From Local Organization to Television and Back
My wife and I are very modest campaign contributors, but during this election season we received 350 email messages asking us to send money. A record amount of money was raised for the campaign and spent. Where did the money go? Almost all of it went into TV advertising.
There was a time before TV advertising. The first presidential TV ads were in the 1952 election. Congressional campaigns had to wait for cable which solved two problems. It localized the audience reached by the ad and reduced the cost. If you were running for the House from a congressional district you no longer had to advertise to the entire nation.
What were campaigns before TV? They were local networks of people who interacted with a candidate, supported a candidate, and talked about his or her qualities with friends and neighbors. One of my senators, Senator Grassley, still advertises that he goes to every county in the state every year. He keeps the local networks alive. He does TV advertising as well, of course, but he has been in politics long enough to remember the importance of local organization.
Citizens do not watch the ads because they like them. They watch them because they have very little choice. They watch TV for entertainment. But very few find political ads entertaining. As soon as they can avoid them they will. The first blow in the competition for viewers was the digital video recorder. You record and watch the entertainment at your leisure. And you skip forward through the ads. The second blow has just been struck and that is the Google TV. There are no channels with the Google TV. You go to the web for the programs you want to watch. You cannot be forced to watch what comes in between because there is no in between. There will continue to be advertising because that is the way we pay for entertainment. But it will be harder to produce the forced audience that the current cable organization makes easy.
There is hardly anything more impersonal than political ads. There is hardly anything people like less about politics than political ads. There is hardly anything more expensive than political ads. The winners are the people who make a living producing political ads. Everyone else is offended.
There is a way back to local organization and a more personal style of campaigning. That is microblogging with Twitter as the current champion provider. The fundamental advantage microblogging has is followers. People volunteer to follow a candidate, and they receive all the messages the candidate produces. At the moment the president has 5.7 million followers, but no member of congress has anything even remotely like that. However, following does not stop there. Each person following a candidate has followers. If they can do what local organizations have done in the past -- pass the communication from the candidate to their followers, friends and neighbors, the reach becomes much greater.

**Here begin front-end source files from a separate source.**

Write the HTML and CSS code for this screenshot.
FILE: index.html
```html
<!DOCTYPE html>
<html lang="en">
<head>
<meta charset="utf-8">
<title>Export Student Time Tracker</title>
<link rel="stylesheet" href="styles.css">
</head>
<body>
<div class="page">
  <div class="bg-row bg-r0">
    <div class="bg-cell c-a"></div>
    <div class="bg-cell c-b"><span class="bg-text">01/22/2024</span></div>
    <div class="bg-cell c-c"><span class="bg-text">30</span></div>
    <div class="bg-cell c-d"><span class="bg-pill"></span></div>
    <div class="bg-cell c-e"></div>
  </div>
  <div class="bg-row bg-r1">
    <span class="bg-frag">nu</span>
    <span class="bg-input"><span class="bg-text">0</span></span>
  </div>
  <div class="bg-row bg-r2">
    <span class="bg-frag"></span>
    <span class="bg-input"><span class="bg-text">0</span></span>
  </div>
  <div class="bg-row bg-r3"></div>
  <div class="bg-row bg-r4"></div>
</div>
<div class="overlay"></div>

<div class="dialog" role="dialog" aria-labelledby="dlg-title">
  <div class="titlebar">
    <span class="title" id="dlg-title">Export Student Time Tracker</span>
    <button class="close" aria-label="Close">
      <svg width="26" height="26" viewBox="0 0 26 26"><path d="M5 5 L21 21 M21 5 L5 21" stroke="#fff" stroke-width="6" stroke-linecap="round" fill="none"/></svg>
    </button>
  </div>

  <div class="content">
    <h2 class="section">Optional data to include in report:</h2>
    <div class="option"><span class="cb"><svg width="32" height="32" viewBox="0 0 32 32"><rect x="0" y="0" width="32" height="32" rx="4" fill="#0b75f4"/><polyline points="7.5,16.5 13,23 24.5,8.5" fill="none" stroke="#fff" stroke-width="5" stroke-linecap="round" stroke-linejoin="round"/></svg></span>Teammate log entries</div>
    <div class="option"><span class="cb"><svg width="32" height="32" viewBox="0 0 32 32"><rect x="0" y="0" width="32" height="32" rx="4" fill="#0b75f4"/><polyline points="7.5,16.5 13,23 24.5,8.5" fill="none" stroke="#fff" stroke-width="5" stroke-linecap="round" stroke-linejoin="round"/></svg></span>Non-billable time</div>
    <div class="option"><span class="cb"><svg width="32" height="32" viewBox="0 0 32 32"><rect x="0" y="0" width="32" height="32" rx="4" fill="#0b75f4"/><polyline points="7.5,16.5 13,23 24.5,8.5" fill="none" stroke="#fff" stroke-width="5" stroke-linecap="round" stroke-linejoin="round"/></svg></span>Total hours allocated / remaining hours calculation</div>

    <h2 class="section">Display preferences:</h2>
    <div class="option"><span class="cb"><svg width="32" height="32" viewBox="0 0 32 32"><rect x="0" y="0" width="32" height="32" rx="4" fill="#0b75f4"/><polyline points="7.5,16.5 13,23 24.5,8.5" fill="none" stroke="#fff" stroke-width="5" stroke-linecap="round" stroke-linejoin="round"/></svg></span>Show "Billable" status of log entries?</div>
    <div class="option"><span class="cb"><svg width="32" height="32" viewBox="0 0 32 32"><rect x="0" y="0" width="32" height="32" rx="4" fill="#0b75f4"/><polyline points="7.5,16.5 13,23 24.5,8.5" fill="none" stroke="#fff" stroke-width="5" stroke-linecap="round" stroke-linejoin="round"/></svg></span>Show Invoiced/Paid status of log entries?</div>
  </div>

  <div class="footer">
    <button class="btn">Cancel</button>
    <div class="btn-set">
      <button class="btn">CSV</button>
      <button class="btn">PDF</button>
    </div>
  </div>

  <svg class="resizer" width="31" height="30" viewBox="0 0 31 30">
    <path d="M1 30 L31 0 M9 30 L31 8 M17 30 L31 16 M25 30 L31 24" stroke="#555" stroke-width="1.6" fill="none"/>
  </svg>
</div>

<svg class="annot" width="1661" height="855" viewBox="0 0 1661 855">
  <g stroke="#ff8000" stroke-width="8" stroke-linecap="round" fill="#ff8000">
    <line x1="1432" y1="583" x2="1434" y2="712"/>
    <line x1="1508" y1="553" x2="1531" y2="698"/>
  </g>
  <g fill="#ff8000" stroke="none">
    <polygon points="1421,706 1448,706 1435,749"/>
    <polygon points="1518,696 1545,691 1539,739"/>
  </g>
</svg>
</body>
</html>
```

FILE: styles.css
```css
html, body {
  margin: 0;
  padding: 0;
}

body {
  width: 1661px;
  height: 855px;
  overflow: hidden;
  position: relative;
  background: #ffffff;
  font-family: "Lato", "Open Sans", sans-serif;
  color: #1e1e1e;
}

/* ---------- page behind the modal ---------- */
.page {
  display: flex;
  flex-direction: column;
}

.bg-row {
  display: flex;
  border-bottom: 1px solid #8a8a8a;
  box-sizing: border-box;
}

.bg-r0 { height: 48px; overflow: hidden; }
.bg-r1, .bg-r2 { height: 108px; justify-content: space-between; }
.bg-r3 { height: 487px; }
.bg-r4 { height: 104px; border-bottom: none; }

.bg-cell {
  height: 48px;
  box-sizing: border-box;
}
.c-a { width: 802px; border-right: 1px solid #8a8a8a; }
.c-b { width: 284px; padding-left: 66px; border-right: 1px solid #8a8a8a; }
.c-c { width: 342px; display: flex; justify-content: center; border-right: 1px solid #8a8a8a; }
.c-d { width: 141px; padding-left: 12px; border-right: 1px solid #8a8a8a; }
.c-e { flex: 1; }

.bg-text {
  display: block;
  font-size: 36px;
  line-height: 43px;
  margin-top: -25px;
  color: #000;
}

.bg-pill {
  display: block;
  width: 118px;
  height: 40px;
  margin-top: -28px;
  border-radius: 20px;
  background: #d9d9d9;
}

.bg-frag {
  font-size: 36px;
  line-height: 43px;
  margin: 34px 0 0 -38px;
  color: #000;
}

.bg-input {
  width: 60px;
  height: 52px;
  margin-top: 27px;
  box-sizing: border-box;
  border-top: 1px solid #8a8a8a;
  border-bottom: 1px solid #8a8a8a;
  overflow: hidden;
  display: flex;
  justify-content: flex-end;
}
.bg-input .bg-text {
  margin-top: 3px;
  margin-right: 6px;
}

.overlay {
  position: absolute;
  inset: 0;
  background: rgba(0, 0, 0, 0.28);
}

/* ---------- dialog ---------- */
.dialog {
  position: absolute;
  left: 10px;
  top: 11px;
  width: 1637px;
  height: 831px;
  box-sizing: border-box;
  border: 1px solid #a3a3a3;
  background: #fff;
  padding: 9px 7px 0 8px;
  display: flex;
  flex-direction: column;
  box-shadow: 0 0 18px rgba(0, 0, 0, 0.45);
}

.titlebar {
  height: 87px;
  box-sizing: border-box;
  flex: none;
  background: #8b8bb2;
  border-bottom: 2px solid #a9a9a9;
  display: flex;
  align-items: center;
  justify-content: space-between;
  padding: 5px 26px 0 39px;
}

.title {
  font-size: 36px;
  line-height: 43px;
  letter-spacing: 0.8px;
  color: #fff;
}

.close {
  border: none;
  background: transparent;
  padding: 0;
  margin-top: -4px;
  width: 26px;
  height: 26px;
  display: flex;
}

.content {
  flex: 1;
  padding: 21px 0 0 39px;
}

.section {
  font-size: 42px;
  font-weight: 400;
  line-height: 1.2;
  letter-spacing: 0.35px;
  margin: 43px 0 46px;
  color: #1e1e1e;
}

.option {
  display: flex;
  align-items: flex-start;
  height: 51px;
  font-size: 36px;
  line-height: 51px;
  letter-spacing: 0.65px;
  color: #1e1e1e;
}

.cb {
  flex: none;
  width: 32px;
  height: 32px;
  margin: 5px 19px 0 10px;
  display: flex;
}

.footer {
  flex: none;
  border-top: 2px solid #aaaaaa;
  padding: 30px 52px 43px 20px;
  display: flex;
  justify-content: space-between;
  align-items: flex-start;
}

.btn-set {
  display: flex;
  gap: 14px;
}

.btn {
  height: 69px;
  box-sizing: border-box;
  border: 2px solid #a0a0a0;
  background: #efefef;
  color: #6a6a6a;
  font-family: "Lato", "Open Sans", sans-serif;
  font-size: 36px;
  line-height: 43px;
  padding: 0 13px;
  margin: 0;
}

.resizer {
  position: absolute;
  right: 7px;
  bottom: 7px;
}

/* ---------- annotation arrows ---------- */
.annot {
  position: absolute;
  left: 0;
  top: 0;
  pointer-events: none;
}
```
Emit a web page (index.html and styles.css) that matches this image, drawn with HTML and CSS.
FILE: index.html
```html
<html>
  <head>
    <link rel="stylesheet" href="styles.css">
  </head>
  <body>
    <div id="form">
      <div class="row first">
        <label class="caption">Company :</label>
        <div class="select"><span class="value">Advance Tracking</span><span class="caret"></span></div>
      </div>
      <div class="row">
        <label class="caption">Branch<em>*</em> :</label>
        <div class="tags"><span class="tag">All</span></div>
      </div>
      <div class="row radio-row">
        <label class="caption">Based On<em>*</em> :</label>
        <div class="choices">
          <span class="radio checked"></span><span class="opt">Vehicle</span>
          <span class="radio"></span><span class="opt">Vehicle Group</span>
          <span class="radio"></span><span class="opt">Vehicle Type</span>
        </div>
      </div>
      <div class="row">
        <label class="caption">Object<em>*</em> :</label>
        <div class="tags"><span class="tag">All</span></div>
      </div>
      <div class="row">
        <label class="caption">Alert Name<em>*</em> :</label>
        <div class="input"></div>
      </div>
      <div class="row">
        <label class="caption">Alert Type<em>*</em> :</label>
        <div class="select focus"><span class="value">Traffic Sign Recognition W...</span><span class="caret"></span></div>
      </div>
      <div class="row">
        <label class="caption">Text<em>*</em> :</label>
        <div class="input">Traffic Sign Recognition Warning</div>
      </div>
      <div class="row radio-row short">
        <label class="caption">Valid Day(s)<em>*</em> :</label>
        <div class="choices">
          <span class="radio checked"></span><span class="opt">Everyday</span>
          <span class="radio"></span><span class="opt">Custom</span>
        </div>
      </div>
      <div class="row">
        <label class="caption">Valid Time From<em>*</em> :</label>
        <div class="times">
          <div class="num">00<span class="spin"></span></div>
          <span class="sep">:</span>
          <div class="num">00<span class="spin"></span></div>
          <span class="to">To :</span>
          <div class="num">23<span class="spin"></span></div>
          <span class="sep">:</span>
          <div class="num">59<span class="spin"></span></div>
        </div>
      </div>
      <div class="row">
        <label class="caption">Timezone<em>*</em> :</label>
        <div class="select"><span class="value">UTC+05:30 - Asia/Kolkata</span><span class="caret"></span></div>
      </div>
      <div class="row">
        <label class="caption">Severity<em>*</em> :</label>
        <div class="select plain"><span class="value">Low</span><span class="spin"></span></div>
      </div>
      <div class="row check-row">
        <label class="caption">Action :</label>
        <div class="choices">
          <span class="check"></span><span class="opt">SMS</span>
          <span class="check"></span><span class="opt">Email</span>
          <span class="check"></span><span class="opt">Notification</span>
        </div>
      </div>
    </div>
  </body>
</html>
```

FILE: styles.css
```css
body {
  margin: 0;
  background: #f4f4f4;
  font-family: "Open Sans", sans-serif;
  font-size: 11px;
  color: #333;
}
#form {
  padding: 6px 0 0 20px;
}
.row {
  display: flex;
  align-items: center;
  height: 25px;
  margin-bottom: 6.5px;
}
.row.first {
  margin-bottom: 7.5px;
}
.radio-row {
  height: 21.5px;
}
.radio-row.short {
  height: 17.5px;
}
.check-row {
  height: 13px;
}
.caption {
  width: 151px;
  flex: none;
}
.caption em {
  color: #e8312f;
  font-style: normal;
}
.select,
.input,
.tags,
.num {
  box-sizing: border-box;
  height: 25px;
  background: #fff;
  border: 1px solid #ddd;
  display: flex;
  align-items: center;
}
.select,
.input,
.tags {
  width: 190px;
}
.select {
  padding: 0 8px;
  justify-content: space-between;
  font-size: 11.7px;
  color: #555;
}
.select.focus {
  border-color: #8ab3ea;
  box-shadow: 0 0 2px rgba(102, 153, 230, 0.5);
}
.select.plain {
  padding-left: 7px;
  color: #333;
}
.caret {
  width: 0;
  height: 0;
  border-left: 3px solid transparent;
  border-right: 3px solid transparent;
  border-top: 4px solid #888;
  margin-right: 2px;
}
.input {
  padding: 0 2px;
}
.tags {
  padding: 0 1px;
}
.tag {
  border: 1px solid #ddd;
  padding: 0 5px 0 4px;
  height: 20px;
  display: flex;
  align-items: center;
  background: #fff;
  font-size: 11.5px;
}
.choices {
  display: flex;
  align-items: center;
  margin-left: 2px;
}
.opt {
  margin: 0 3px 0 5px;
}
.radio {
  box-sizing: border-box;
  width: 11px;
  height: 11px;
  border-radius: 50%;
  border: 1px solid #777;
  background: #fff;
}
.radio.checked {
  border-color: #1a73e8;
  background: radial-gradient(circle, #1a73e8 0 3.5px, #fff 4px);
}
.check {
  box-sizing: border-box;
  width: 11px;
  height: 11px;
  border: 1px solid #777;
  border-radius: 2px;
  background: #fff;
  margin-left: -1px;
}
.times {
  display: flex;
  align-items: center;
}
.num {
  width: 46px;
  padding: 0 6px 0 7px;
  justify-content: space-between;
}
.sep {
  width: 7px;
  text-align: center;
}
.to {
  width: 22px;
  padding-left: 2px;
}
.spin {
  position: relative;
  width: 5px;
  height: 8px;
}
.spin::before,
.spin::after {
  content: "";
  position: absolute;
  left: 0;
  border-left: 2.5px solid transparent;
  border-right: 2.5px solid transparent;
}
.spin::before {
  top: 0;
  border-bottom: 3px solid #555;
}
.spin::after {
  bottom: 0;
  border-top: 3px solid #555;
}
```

How much greater? I counted. I chose a member of the House who had just been re-elected to her second term. She had just under 3,000 followers. That is not very many when compared to the number of her constituents. I counted the followers of her followers. I excluded everyone from out of state. I excluded businesses, news media people, and other who seemed unlikely candidates for local organization. That brought the number of followers to 500. Those 500 followers themselves had 150,000 followers. If her followers would forward messages from her, which is very easy to do by clicking on a button, her message would go to 150,000 people. And that begins to rival the reach of TV. And if she had spent some more energy inviting constituents to follow her those numbers could easily have been much larger.